[Start RECORDED INFORMATION]

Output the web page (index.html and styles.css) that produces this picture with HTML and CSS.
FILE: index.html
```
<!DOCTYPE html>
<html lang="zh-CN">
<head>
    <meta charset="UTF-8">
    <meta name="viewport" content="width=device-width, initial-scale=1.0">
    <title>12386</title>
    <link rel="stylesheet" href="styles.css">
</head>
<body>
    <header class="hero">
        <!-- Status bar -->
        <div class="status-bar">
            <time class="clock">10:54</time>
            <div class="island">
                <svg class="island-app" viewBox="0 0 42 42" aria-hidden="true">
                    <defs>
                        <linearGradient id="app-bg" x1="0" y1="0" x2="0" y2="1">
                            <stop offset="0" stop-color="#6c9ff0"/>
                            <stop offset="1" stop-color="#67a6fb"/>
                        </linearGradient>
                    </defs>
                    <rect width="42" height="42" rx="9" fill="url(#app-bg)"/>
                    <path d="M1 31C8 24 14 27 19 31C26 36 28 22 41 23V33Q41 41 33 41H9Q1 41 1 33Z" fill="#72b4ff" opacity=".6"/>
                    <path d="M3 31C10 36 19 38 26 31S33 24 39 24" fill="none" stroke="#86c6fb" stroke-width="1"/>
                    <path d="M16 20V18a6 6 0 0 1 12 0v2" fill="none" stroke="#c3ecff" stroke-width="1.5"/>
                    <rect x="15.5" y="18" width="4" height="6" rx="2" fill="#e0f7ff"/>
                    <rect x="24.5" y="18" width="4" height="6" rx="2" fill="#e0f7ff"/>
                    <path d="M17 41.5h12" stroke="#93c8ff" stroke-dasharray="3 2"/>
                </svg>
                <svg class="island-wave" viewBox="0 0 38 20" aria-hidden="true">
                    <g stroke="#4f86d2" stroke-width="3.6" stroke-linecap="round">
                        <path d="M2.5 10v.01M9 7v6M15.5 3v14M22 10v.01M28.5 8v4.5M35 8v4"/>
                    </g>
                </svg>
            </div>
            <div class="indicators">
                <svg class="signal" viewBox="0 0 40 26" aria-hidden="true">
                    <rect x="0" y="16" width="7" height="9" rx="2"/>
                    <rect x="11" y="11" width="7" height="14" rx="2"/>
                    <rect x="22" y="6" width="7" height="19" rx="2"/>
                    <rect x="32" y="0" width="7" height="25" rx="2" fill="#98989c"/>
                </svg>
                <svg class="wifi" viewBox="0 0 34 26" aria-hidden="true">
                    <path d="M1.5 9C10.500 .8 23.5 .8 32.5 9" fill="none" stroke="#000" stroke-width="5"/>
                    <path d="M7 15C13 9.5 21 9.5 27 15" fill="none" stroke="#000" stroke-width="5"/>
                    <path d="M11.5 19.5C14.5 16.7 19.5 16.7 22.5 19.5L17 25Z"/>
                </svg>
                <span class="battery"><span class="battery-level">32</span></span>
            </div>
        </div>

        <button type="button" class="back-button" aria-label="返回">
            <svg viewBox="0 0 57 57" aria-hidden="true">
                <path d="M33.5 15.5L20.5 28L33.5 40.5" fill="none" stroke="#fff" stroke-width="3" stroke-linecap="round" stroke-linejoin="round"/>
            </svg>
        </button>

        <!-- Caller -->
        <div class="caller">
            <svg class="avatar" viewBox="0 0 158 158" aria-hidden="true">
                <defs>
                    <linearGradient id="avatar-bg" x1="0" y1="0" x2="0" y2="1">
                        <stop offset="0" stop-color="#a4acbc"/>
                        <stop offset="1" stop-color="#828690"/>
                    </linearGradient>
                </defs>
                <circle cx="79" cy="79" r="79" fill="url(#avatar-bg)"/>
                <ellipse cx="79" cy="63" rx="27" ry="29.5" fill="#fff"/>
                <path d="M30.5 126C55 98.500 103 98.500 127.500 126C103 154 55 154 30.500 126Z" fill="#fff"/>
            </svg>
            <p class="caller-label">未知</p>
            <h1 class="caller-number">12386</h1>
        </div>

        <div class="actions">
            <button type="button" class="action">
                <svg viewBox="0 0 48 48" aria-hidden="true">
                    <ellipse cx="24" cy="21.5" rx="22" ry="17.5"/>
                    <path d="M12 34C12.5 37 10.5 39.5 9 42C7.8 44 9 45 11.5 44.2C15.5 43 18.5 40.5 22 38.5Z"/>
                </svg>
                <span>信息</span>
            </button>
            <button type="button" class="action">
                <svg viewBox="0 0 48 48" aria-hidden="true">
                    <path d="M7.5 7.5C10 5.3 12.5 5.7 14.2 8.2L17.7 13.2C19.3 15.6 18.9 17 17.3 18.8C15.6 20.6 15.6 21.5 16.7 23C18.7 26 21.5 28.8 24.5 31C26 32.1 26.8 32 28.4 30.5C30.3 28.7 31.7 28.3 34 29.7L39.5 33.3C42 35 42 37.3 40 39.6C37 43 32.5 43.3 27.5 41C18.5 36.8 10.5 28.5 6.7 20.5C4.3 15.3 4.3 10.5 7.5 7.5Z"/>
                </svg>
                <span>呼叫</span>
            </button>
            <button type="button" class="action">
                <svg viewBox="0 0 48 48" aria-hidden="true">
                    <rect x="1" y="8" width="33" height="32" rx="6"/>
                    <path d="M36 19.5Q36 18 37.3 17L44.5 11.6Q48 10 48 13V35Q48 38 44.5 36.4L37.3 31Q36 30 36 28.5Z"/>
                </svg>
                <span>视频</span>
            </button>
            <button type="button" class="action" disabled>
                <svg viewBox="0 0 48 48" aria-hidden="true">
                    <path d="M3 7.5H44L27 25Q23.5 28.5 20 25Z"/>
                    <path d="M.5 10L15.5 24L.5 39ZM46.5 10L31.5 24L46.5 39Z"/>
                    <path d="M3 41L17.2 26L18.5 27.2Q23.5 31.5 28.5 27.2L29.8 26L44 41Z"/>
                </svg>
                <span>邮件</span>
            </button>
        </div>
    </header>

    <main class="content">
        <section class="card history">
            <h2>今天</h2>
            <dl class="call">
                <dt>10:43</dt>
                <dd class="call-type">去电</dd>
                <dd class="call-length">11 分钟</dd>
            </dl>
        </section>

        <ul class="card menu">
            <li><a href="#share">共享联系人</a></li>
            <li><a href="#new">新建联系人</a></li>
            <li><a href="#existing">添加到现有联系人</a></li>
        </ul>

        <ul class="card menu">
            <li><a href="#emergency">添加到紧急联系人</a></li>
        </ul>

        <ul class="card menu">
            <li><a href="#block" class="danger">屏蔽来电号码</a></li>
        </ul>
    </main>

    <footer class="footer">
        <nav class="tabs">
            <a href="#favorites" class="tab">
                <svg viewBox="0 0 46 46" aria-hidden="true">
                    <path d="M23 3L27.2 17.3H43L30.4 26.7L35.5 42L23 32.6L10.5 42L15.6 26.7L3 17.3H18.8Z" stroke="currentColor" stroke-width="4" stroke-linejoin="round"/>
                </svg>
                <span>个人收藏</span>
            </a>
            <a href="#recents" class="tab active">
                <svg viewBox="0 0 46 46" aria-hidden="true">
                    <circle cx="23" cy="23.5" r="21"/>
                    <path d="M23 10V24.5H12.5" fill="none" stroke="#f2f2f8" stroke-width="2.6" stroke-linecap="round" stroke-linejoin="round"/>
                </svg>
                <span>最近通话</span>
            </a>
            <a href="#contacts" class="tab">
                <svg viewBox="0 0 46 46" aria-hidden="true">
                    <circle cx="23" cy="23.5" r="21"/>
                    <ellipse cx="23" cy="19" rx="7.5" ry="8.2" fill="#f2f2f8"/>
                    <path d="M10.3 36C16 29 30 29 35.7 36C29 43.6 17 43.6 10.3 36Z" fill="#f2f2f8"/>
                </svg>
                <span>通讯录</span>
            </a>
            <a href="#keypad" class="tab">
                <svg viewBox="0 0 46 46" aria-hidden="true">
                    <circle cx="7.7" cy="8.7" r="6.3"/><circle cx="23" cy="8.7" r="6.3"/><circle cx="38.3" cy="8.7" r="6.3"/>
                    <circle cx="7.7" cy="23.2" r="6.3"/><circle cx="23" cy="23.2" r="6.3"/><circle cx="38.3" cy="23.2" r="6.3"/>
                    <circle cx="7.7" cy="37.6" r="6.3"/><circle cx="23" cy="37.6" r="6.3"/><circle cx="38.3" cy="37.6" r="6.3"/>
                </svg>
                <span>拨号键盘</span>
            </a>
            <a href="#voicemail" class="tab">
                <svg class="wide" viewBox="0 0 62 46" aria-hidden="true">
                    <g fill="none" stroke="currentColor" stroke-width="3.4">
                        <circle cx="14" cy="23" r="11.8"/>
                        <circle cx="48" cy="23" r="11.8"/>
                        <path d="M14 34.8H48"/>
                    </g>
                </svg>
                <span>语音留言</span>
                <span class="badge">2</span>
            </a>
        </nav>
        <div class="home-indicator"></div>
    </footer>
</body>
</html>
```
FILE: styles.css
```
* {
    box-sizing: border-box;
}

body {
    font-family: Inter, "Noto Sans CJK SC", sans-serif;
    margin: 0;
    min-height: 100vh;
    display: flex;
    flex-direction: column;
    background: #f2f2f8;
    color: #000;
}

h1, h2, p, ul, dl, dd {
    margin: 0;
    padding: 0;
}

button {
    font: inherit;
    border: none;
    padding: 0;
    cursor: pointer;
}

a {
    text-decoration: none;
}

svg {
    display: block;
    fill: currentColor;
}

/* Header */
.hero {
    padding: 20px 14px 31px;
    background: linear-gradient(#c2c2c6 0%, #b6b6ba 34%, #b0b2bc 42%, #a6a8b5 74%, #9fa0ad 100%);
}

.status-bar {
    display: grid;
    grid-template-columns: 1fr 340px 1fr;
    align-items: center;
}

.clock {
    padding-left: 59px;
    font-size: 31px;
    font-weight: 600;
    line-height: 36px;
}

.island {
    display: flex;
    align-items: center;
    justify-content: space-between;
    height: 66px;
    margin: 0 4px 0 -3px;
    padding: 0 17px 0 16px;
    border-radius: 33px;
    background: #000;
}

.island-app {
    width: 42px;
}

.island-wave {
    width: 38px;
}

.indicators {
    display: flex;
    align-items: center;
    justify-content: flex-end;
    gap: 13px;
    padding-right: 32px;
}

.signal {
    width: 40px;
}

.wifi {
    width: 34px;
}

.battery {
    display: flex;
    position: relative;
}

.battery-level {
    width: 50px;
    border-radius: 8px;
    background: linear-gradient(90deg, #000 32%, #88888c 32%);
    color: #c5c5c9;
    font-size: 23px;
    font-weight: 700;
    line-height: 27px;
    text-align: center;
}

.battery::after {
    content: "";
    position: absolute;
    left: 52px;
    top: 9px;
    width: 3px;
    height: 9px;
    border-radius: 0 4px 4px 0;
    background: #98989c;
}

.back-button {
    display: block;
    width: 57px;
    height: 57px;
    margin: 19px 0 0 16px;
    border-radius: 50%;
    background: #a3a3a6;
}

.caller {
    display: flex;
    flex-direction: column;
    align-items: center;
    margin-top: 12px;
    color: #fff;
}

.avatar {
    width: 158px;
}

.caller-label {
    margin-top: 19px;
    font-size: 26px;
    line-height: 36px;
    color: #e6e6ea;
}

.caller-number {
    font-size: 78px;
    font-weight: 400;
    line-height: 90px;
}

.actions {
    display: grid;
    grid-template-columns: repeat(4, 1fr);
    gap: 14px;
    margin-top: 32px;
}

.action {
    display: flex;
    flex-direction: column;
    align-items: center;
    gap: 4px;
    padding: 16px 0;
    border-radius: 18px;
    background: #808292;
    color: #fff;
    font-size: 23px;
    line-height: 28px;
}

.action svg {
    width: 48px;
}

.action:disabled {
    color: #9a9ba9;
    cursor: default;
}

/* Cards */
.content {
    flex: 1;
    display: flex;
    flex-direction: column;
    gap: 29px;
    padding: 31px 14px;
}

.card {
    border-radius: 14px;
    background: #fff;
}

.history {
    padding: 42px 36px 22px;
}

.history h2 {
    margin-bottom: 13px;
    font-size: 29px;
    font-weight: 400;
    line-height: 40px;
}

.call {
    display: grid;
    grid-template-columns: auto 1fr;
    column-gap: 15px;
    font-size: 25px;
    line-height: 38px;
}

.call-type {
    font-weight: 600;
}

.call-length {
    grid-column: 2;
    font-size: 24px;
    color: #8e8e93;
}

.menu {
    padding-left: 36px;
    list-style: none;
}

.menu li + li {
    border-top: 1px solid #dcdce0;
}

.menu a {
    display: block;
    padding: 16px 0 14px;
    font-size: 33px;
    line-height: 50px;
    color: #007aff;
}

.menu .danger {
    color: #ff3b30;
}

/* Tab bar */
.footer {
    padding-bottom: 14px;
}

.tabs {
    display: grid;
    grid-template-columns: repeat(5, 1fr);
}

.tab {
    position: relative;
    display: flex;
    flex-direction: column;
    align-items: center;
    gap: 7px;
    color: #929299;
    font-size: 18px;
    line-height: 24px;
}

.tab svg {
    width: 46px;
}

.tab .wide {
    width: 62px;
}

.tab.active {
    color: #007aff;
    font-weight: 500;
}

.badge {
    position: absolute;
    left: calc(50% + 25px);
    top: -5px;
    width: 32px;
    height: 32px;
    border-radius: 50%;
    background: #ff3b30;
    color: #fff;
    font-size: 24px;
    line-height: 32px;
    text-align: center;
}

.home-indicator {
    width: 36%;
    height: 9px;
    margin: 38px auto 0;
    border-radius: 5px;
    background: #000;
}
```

[End RECORDED INFORMATION]

* PROBLEM STATEMENT: Write only the number of lines that include "index".

* EXPECTED OUTPUT: 2